Leaders of LIFT-UP Food Bank are searching urgently for a new location to rent or own, and cost is an issue.
LIFT-UP is a nonprofit organization that helped 4,533 clients in 2003, primarily at food banks in Steamboat Springs and Oak Creek, and at its LIFT-UP Community Thrift Store on Oak Street in Steamboat.
Executive Director David Freseman said Tuesday that LIFT-UP could lose the leases on four of the five spaces it occupies in Steamboat, some of them as soon as July 1. As a result, the organization is looking for a single space, 5,000 square feet or larger, to house its operations.
Losing its leases doesn't put LIFT-UP in danger of folding, Freseman said, but the task of finding a functional building that is affordable is daunting. One possibility is buying a building through grants or finding a donated space.
"To move somewhere else with massive lease costs ... it paints a bleak picture for LIFT-UP's future," Freseman said. "We're 8 years old this spring. We think we've established LIFT-UP as a strong, viable and popular nonprofit in the community. There's a sense (among the organization's board members) that it's time for permanence."
LIFT-UP leases four separate rooms, including a modest suite of three offices in the George P. Sauer Human Services Center, which is owned by the Steamboat Springs School District. It pays 58 cents a square foot in monthly rent.
"We learned last spring that a 900-square-foot area we critically need for storage of food and clothing items related to our donations center (across the hall), we would likely need to be out of this coming summer," Freseman said.
The storage area supports the distribution center where LIFT-UP collects items for its food bank in the Human Services Center and its thrift store, located on the United Methodist Church campus.
LIFT-UP also learned it would lose its thrift store location at the church in the summer of 2005. And last week, Freseman was informed by the school district that it has no plans to renew the lease on the food bank space.

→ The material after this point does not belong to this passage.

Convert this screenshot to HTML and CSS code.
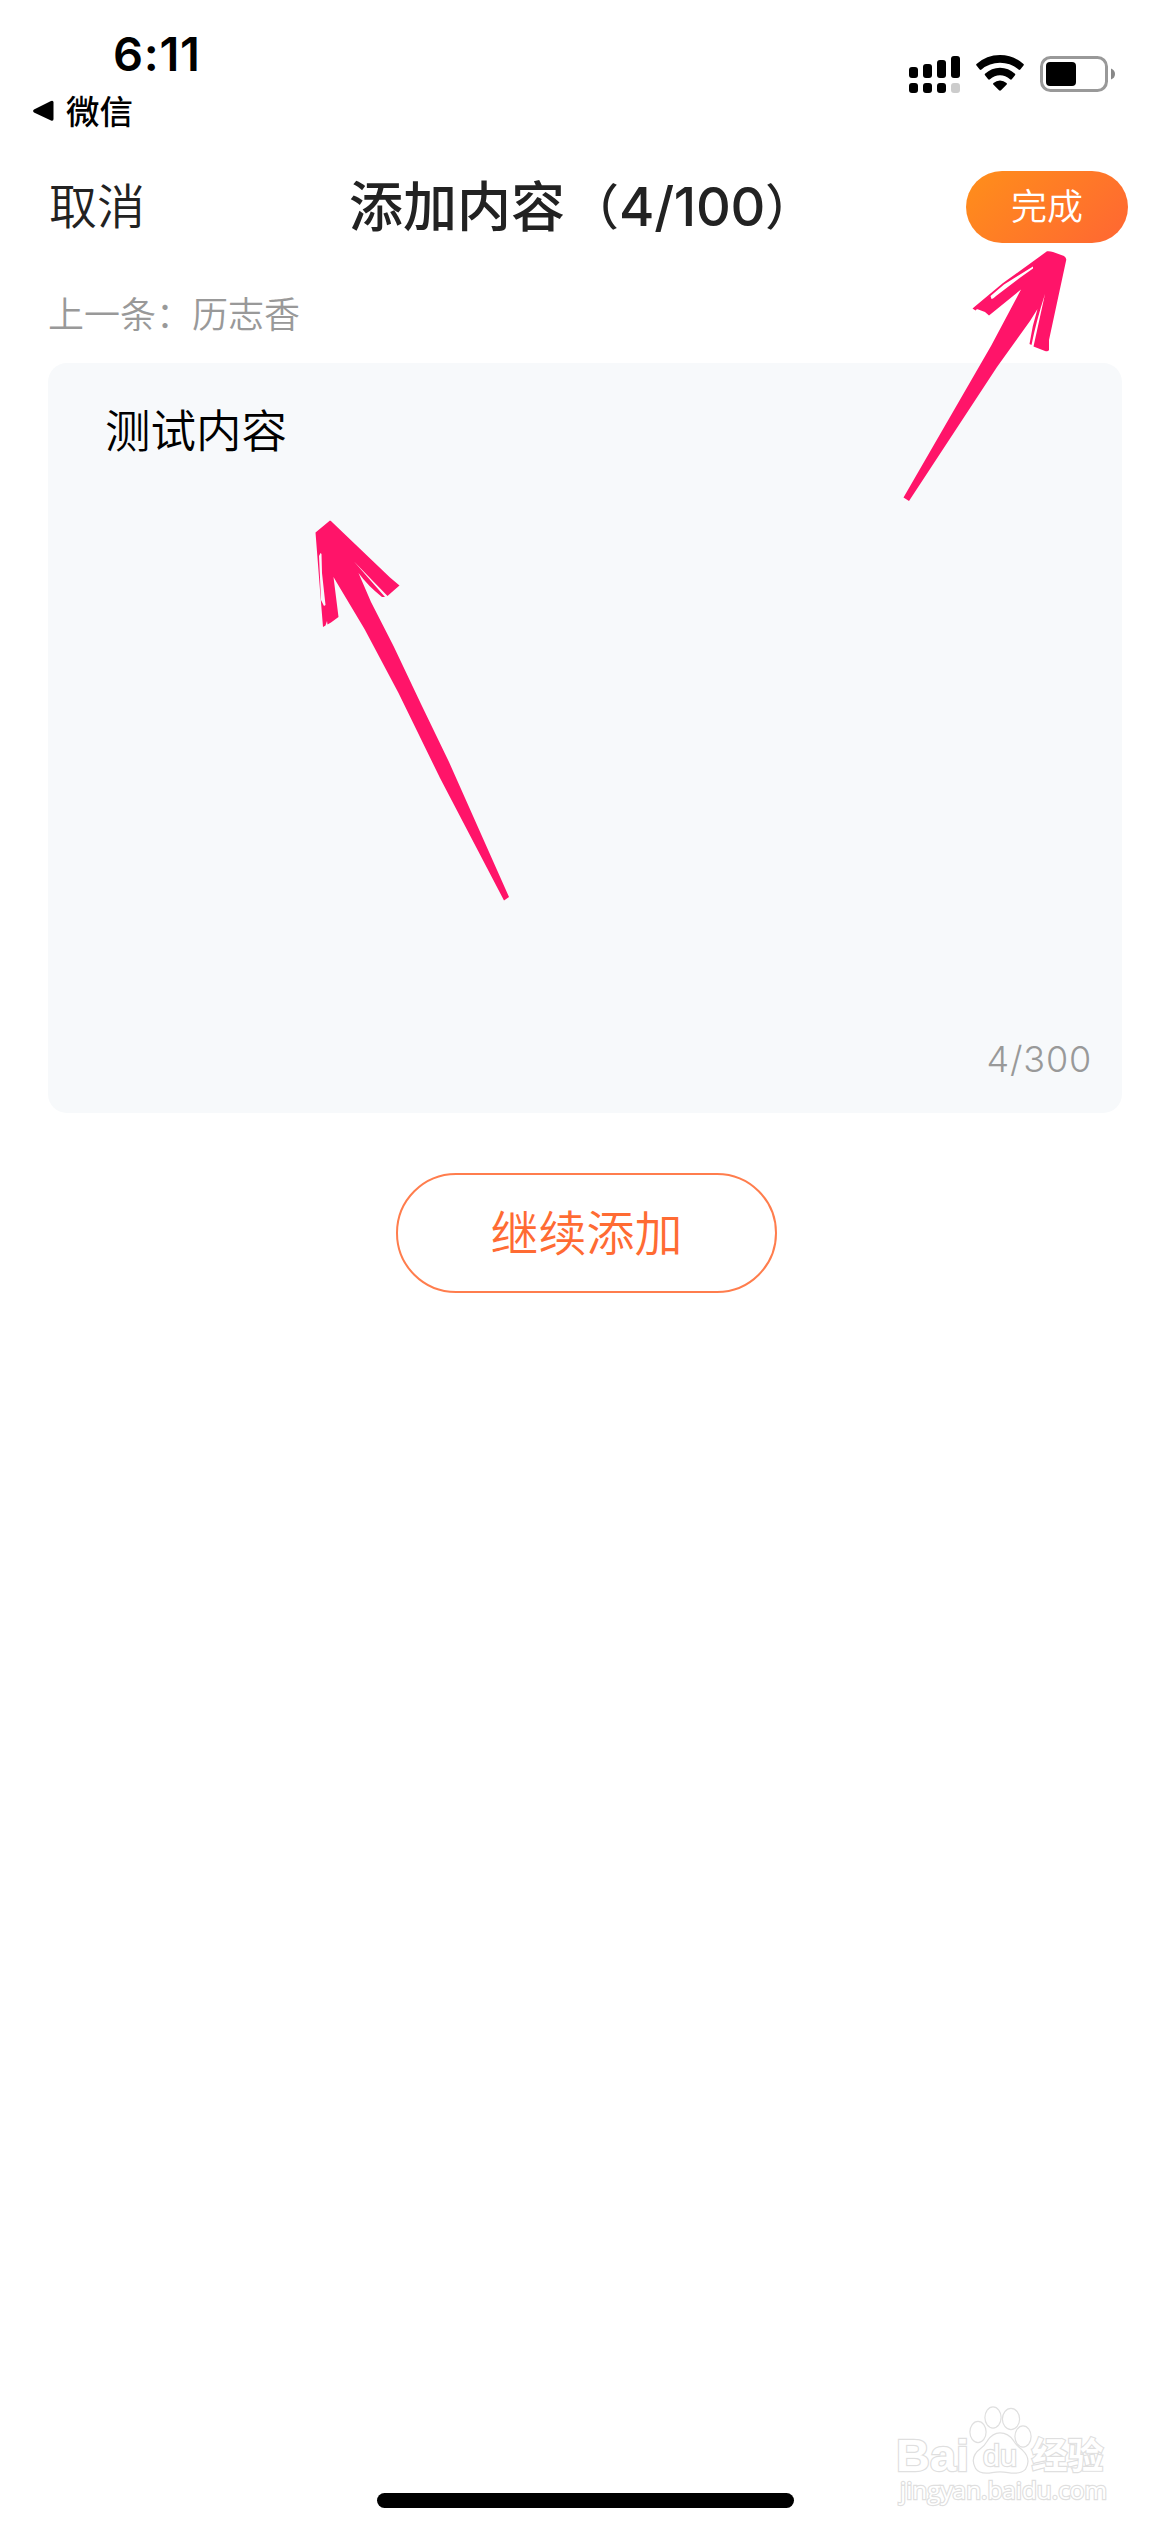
FILE: index.html
```html
<!DOCTYPE html>
<html lang="zh-CN">
<head>
<meta charset="utf-8">
<title>添加内容</title>
<link rel="stylesheet" href="styles.css">
</head>
<body>
<div class="screen">
  <header class="status">
    <div class="status-left">
      <div class="time">6:11</div>
      <div class="back-app">
        <svg width="21" height="22" viewBox="0 0 21 22"><path d="M1 9.4 18 .9Q20.5 0 20.5 2.5V19Q20.500 21.500 18 20.500L1 12.600Q-.8 11 1 9.400Z"/></svg>
        <span>微信</span>
      </div>
    </div>
    <div class="status-icons">
      <svg class="signal" width="51" height="37" viewBox="0 0 51 37">
        <rect x="0" y="11" width="9" height="11" rx="3"/><rect x="14" y="8" width="9" height="14" rx="3"/><rect x="28" y="4" width="9" height="18" rx="3"/><rect x="42" y="0" width="9" height="22" rx="3"/>
        <rect x="0" y="27" width="9" height="10" rx="3"/><rect x="14" y="27" width="9" height="10" rx="3"/><rect x="28" y="27" width="9" height="10" rx="3"/><rect x="42" y="27" width="9" height="10" rx="3" fill="#ccc"/>
      </svg>
      <svg class="wifi" width="48" height="36" viewBox="0 0 48 36">
        <path d="M.5 10.500Q-.3 9.800.5 9Q10.500 0 24 0T47.500 9Q48.300 9.800 47.500 10.500L44.300 14.500Q43.500 15.300 42.500 14.500Q34.500 7.800 24 7.800T5.500 14.500Q4.500 15.300 3.700 14.500Z"/>
        <path d="M9 20.300Q8.300 19.500 9 18.800Q15.500 12.800 24 12.800T39 18.800Q39.700 19.500 39 20.300L35.800 24.300Q35 25 34 24.300Q29.500 20.300 24 20.300T14 24.300Q13 25 12.200 24.300Z"/>
        <path d="M17.300 29.500Q16.700 28.700 17.500 28Q20.300 25.500 24 25.500T30.500 28Q31.300 28.700 30.700 29.500L25 35.300Q24 36.200 23 35.300Z"/>
      </svg>
      <svg class="battery" width="76" height="36" viewBox="0 0 76 36">
        <rect x="1.500" y="1.500" width="65" height="33" rx="9" fill="none" stroke="#999" stroke-width="3"/>
        <rect x="6" y="6" width="30" height="24" rx="4"/>
        <path d="M71 12.500Q75 14 75 18T71 23.500Z" fill="#888"/>
      </svg>
    </div>
  </header>

  <nav class="nav">
    <div class="cancel">取消</div>
    <h1 class="title">添加内容<span class="paren open">（</span><span class="num">4/100</span><span class="paren">）</span></h1>
    <div class="done">完成</div>
  </nav>

  <p class="previous">上一条：历志香</p>

  <main class="editor">
    <div class="editor-text">测试内容</div>
    <div class="counter">4/300</div>
  </main>

  <div class="more">继续添加</div>
  <div class="home-bar"></div>

  <svg class="arrows" width="1170" height="940" viewBox="0 0 1170 940">
    <path fill="#ff1469" d="M1047 251.300Q1050 251 1053 252L1064 256Q1067 258 1066 261L1049 340L1049 350Q1048 352 1045 351L1033.500 346.500L1045 294Q1036 322 1031.500 345L1029.500 344Q1032 326 1037.500 309L1030 321L997 367L909 501L903.500 497.500L991 346L1021 289.500L989 315.500L985 312L977 309L979 307L975.500 310.500L972.500 308.500L1003 283Z"/>
    <path fill="#fff" d="M1033 266.500L1004 284.500L990.500 296L991.500 299Q993 299 996 296L1021 277L1033 268.500Z"/>
    <path fill="#ff1469" d="M330 520.500Q331.500 521 333 523L390 577.500L399.500 585.500L392 592L387.500 596L354 561.500L385 597L382 597Q368 586 358.500 573L371 602L393.500 646L421 704L449 762L509 897L504 900.500L440 778L398.500 693L364.500 629L337 583L333.500 577L338.500 617L331 622.500L327.500 624.500L327 621L325.500 625.500L323 627L320 590L315.500 532.500Z"/>
    <path fill="#f7f9fb" d="M320.500 553L319 556L321 600L324 606L325.500 605L322 573L321.500 554Z"/>
  </svg>

  <svg class="watermark" width="220" height="110" viewBox="0 0 220 110">
    <g fill="#fff" stroke="#dfdfdf" stroke-width="2.400">
      <text class="wm-latin" x="0" y="70.500" textLength="73" lengthAdjust="spacingAndGlyphs">Bai</text>
      <ellipse cx="82" cy="32" rx="7.500" ry="10"/>
      <ellipse cx="97" cy="17.500" rx="7.500" ry="10"/>
      <ellipse cx="115" cy="19" rx="8" ry="10"/>
      <ellipse cx="127" cy="36.500" rx="7.500" ry="10"/>
      <path d="M104 33.500Q112 33.500 117 41Q120 46 126 50.500Q135 59 129 69Q124 74 112 72Q104 70.500 96 72Q84 74 80 68Q74 57 85 49Q89 46 92 41Q97 33.500 104 33.500Z"/>
      <text class="wm-du" x="87" y="66" textLength="34" lengthAdjust="spacingAndGlyphs">du</text>
      <text class="wm-cjk" x="135.500" y="69">经验</text>
      <text class="wm-url" x="4" y="99" textLength="207" lengthAdjust="spacingAndGlyphs">jingyan.baidu.com</text>
    </g>
  </svg>
</div>
</body>
</html>
```
FILE: styles.css
```css
* { box-sizing: border-box; }
body {
  margin: 0;
  background: #fff;
  color: #222;
  font-family: Inter, "Noto Sans CJK SC", sans-serif;
}
.screen {
  position: relative;
  width: 1170px;
  height: 2532px;
  display: flex;
  flex-direction: column;
  overflow: hidden;
}
svg { display: block; }
.status {
  height: 141px;
  flex: none;
  display: flex;
  justify-content: space-between;
  padding: 24px 54px 0 33px;
  color: #000;
}
.time {
  height: 60px;
  line-height: 60px;
  padding-left: 80px;
  font-size: 47px;
  font-weight: 600;
  letter-spacing: 0.7px;
}
.back-app {
  display: flex;
  align-items: center;
  gap: 12px;
  height: 54px;
  font-size: 33.5px;
  font-weight: 500;
  line-height: 54px;
}
.back-app span { padding-top: 2px; }
.status-icons {
  display: flex;
  align-items: flex-start;
  gap: 16px;
  padding-top: 32px;
}
.wifi { margin-top: -1px; }
.nav {
  height: 132px;
  flex: none;
  display: grid;
  grid-template-columns: 300px 1fr 162px;
  align-items: center;
  padding: 0 42px 0 49px;
}
.cancel { font-size: 48px; line-height: 72px; font-weight: 350; }
.title {
  margin: 0;
  display: flex;
  align-items: center;
  height: 72px;
  padding-top: 2px;
  font-size: 54px;
  line-height: 72px;
  font-weight: 500;
  white-space: nowrap;
}
.num { margin-top: -2px; letter-spacing: -0.3px; }
.paren { width: 54px; font-size: 49px; }
.open { text-align: right; }
.done {
  height: 72px;
  border-radius: 36px;
  background: linear-gradient(135deg, #ff8f1a, #ff6633);
  color: #fff;
  font-size: 36px;
  font-weight: 350;
  line-height: 72px;
  text-align: center;
}
.previous {
  margin: 0;
  height: 90px;
  flex: none;
  padding-left: 48px;
  font-size: 36px;
  font-weight: 350;
  line-height: 85px;
  color: #999;
}
.editor {
  height: 750px;
  flex: none;
  margin: 0 48px;
  padding: 34px 30px 24px 57px;
  display: flex;
  flex-direction: column;
  justify-content: space-between;
  background: #f7f9fb;
  border-radius: 19px;
}
.editor-text { font-size: 45.5px; line-height: 70px; font-weight: 350; color: #000; }
.counter {
  text-align: right;
  font-size: 36px;
  font-weight: 300;
  line-height: 60px;
  letter-spacing: 0.8px;
  color: #999;
}
.more {
  width: 381px;
  height: 120px;
  flex: none;
  margin: 60px 0 0 396px;
  border: 2px solid #ff7d4d;
  border-radius: 60px;
  color: #ff6b33;
  font-size: 48px;
  font-weight: 350;
  line-height: 118px;
  text-align: center;
}
.home-bar {
  width: 417px;
  height: 15px;
  flex: none;
  margin: auto 0 24px 377px;
  border-radius: 8px;
  background: #000;
}
.arrows { position: absolute; left: 0; top: 0; }
.watermark { position: absolute; left: 896px; top: 2400px; paint-order: stroke; }
.wm-latin { font: 700 45px "Liberation Sans", sans-serif; }
.wm-du { font: 400 29px "Liberation Sans", sans-serif; }
.wm-cjk { font: 700 36px "Noto Sans CJK SC", sans-serif; }
.wm-url { font: 400 24px "Open Sans", sans-serif; }
```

LIFT-UP is being asked to leave the Human Services Center to make room for new educational programs, Freseman said.
The convergence of events has resulted in the board focusing on searching for a single location for LIFT-UP.
Realtor Hal Unruh of Prudential Steamboat Realty is helping LIFT-UP with its hunt.
"The complication, aside from rental rates, is that we are seeking to be close to public transportation," Unruh said. "Visibility is also important. We haven't focused on exiting the core area of downtown yet."
LIFT-UP requires a mix of retail, warehouse and office space, Unruh said. But the nonprofit is willing to fund remodeling or finishing an available space. Given today's interest rates, and the possibility of attracting grants, Unruh said a bid to purchase a new home for LIFT-UP could result in a lower monthly cost than a lease.
Whatever the case, Freseman is resigned to the fact that his organization won't be able to find a space as modestly priced as the Human Services Center. Paying more money for its physical space undoubtedly will change the way LIFT-UP funds and delivers its services.
LIFT-UP Food Banks provided 9,900 bags of food and personal products with a value of more than $127,000 in 2003. In South Routt, it helped 473 people, including 192 children, with food, personal products, rent and utilities. Through the Hayden community fund, it assisted 22 households.
The total value of aid supplied was more than $173,000.
Freseman said the organization's operating budget last year was $220,000, 10 percent of which went toward rent. Of the $220,000 budget, about 60 percent came from proceeds generated through sales at the thrift store. The balance came from churches and donations from organizations and businesses.